Cleveland’s Museum of Contemporary Art unveils four distinctive exhibits

Lisa Oppenheim, Elizabeth Rudensky. Right dorsal curve. Scoliosis - real spinal case-bad. Showing wrong kind of occupation for this physical defect., 2016, Dye sublimation print on aluminum, diptych: Left panel 33 7/8 inches; Right panel 24 5/8 inches, 42 1/8 x 58 1/2 inches (overall). Courtesy of the artist and Tanya Bonakdar Gallery.
Lisa Oppenheim: “Elizabeth Rudensky. Right dorsal curve. Scoliosis – real spinal case-bad. Showing wrong kind of occupation for this physical defect., 2016”

Fri 1/27 @ 7PM

The relationship of the spine to labor is just one many different notions explored beautifully at the Museum of Contemporary Art (MOCA), which unveils four artistic explorations of different elements of the human condition. Each exhibition opens Fri 1/27 at the Cleveland venue.

CoolCleveland talked to MOCA senior curator Andria Hickey about the new exhibitions.

Wow, MOCA has four different exhibitions opening simultaneously.
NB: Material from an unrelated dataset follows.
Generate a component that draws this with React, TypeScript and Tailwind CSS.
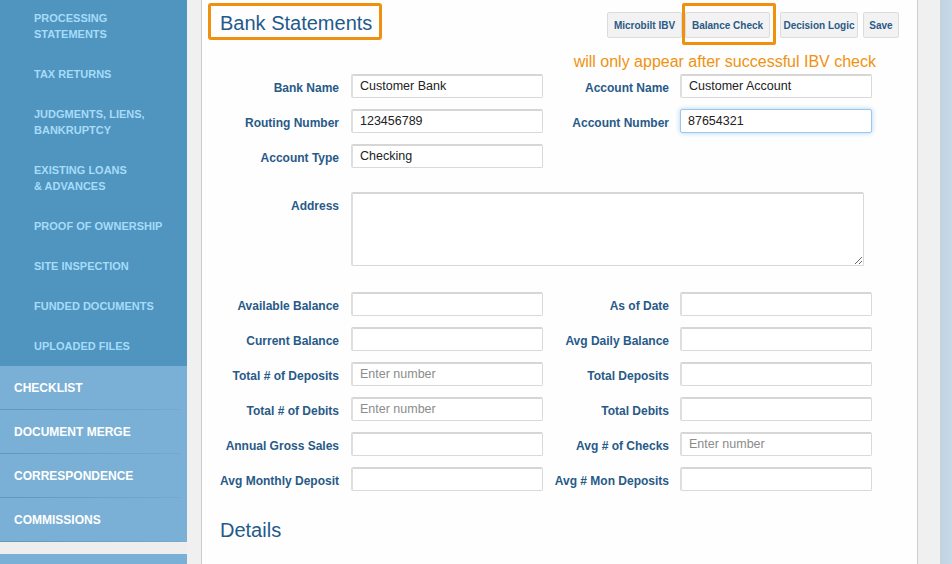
import React from "react";

const subItems = [
  ["PROCESSING", "STATEMENTS"],
  ["TAX RETURNS"],
  ["JUDGMENTS, LIENS,", "BANKRUPTCY"],
  ["EXISTING LOANS", "& ADVANCES"],
  ["PROOF OF OWNERSHIP"],
  ["SITE INSPECTION"],
  ["FUNDED DOCUMENTS"],
  ["UPLOADED FILES"],
];

const mainItems = ["CHECKLIST", "DOCUMENT MERGE", "CORRESPONDENCE", "COMMISSIONS"];

type Field = { label: string; value?: string; placeholder?: string; focused?: boolean } | null;

const topRows: [Field, Field][] = [
  [{ label: "Bank Name", value: "Customer Bank" }, { label: "Account Name", value: "Customer Account" }],
  [{ label: "Routing Number", value: "123456789" }, { label: "Account Number", value: "87654321", focused: true }],
  [{ label: "Account Type", value: "Checking" }, null],
];

const bottomRows: [Field, Field][] = [
  [{ label: "Available Balance" }, { label: "As of Date" }],
  [{ label: "Current Balance" }, { label: "Avg Daily Balance" }],
  [{ label: "Total # of Deposits", placeholder: "Enter number" }, { label: "Total Deposits" }],
  [{ label: "Total # of Debits", placeholder: "Enter number" }, { label: "Total Debits" }],
  [{ label: "Annual Gross Sales" }, { label: "Avg # of Checks", placeholder: "Enter number" }],
  [{ label: "Avg Monthly Deposit" }, { label: "Avg # Mon Deposits" }],
];

function Input({ f }: { f: NonNullable<Field> }) {
  return (
    <input
      readOnly
      value={f.value ?? ""}
      placeholder={f.placeholder}
      className={`h-[24px] w-[192px] rounded-[2px] bg-white px-[7px] pb-[1px] text-[12.5px] text-[#222] outline-none placeholder:text-[#8c8c8c] ${
        f.focused
          ? "border border-[#9cc6ea] shadow-[0_0_5px_rgba(102,175,233,0.55)]"
          : "border border-[#d9d9d9] border-t-2 border-l-2 border-t-[#d6d6d6] border-l-[#dedede]"
      }`}
    />
  );
}

function Row({ row }: { row: [Field, Field] }) {
  return (
    <div className="flex h-[24px] items-start">
      <div className="w-[149px] pr-[12px] pt-[7px] text-right text-[12px] font-bold leading-[14px] text-[#285a88]">
        {row[0]?.label}
      </div>
      {row[0] && <Input f={row[0]} />}
      <div className="w-[137px] pr-[11px] pt-[7px] text-right text-[12px] font-bold leading-[14px] text-[#285a88]">
        {row[1]?.label}
      </div>
      {row[1] && <Input f={row[1]} />}
    </div>
  );
}

export default function App() {
  return (
    <div className="flex h-[564px] w-[952px] overflow-hidden bg-[#f0f0f0] font-['Liberation_Sans',Arial,sans-serif]">
      {/* Sidebar */}
      <div className="flex w-[187px] shrink-0 flex-col">
        <div className="h-[366px] overflow-hidden bg-[#5094c0]">
          <div className="-mt-[2px]">
            {subItems.map((lines) => (
              <div key={lines[0]} className="py-[12px] pl-[34px] text-[11px] font-bold leading-[16px] text-[#a6dcf8]">
                {lines.map((l) => (
                  <div key={l}>{l}</div>
                ))}
              </div>
            ))}
          </div>
        </div>
        <div className="bg-[#7ab0d5]">
          {mainItems.map((m) => (
            <div key={m} className="relative flex h-[44px] items-center pl-[14px] text-[12px] font-bold text-white">
              <span className="-mt-[1px]">{m}</span>
              <div className="absolute bottom-0 left-0 h-px w-[180px] bg-gradient-to-r from-[#6596b8] to-[#74a9cd]" />
            </div>
          ))}
        </div>
        <div className="h-[12px] bg-[#eeeeee]" />
        <div className="flex-1 bg-[#7ab0d5]" />
      </div>

      <div className="w-[14px] shrink-0" />

      {/* Main panel */}
      <div className="w-[717px] shrink-0 border-x border-[#cccccc] bg-[#fefefe]">
        <div className="relative flex h-[45px] items-start justify-between">
          <div className="ml-[6px] mt-[3px] flex h-[37px] items-center rounded-[3px] border-[3px] border-[#f0900f] pl-[9px] pr-[7px] pt-[2px] text-[20px] leading-none text-[#1e5a8c]">
            Bank Statements
          </div>
          <div className="mr-[18px] mt-[12px] flex">
            <button className="h-[26px] w-[75px] rounded-[2px] border border-[#dcdcdc] bg-[#f2f2f2] text-[10px] font-bold text-[#2a5a85]">Microbilt IBV</button>
            <button className="ml-[3px] h-[26px] w-[85px] rounded-[2px] border border-[#dcdcdc] bg-[#f2f2f2] text-[10px] font-bold text-[#2a5a85]">Balance Check</button>
            <button className="ml-[10px] h-[26px] w-[78px] rounded-[2px] border border-[#dcdcdc] bg-[#f2f2f2] text-[10px] font-bold text-[#2a5a85]">Decision Logic</button>
            <button className="ml-[5px] h-[26px] w-[36px] rounded-[2px] border border-[#dcdcdc] bg-[#f2f2f2] text-[10px] font-bold text-[#2a5a85]">Save</button>
          </div>
          {/* annotation box */}
          <div className="absolute left-[480px] top-[3px] h-[42px] w-[94px] rounded-[2px] border-[3px] border-[#f0900f]" />
        </div>
        <div className="mt-[7px] flex justify-end pr-[41px] text-[16px] leading-[20px] text-[#f0920f]">
          will only appear after successful IBV check
        </div>

        <div className="mt-[2px] flex flex-col gap-[11px]">
          {topRows.map((r, i) => (
            <Row key={i} row={r} />
          ))}
        </div>

        <div className="mt-[24px] flex items-start">
          <div className="w-[149px] pr-[12px] pt-[7px] text-right text-[12px] font-bold leading-[14px] text-[#285a88]">Address</div>
          <textarea
            readOnly
            className="h-[74px] w-[513px] rounded-[2px] border border-[#d9d9d9] border-t-2 border-l-2 border-t-[#d6d6d6] border-l-[#dedede] bg-white outline-none"
          />
        </div>

        <div className="mt-[26px] flex flex-col gap-[11px]">
          {bottomRows.map((r, i) => (
            <Row key={i} row={r} />
          ))}
        </div>

        <div className="ml-[18px] mt-[27px] text-[20px] leading-[24px] text-[#1e5a8c]">Details</div>
      </div>

      <div className="w-[22px] shrink-0" />
      <div className="flex-1 bg-gradient-to-r from-[#c0d3e1] to-[#c8d9e6]" />
    </div>
  );
}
I think big things happen at this museum quite frequently, but the last few months we’ve been really working hard to bring a really great impactful group of artists together in the museum at the same time. We want to give our visitors a really dynamic experience of many different kinds of artworks and artists from different parts of the world. The combination of all of the artists we’re working with kind of gives something for everyone, but also really creates dynamic experiences as you move through the museum. There’s an energy that we definitely want to share with our visitors.

While each exhibit covers different ground, do you see a through line?

I do really think we’ve got four really distinctive projects here, but I can say all of the artists that we’re working with definitely share a relationship with the real world. This is not just art about art. All of the artists on view are really looking at our visual culture, the lived experience of people, workers, materials that have impacted them in points of history. They are artists that are outward looking at the world we live in to inform the things that they make and mirror back to us and for us to understand or have a greater depth of understanding in terms of negotiating the world we live in. There are issues of what does it mean to be a black person in America right now? There are issues about labor and manufacturing. There are issues about being a woman. There are questions of who we are, how we work, how we live, and the artists are looking at the things outside of their experience and sometimes in their experience to mirror back to us new ideas, new ways of thinking.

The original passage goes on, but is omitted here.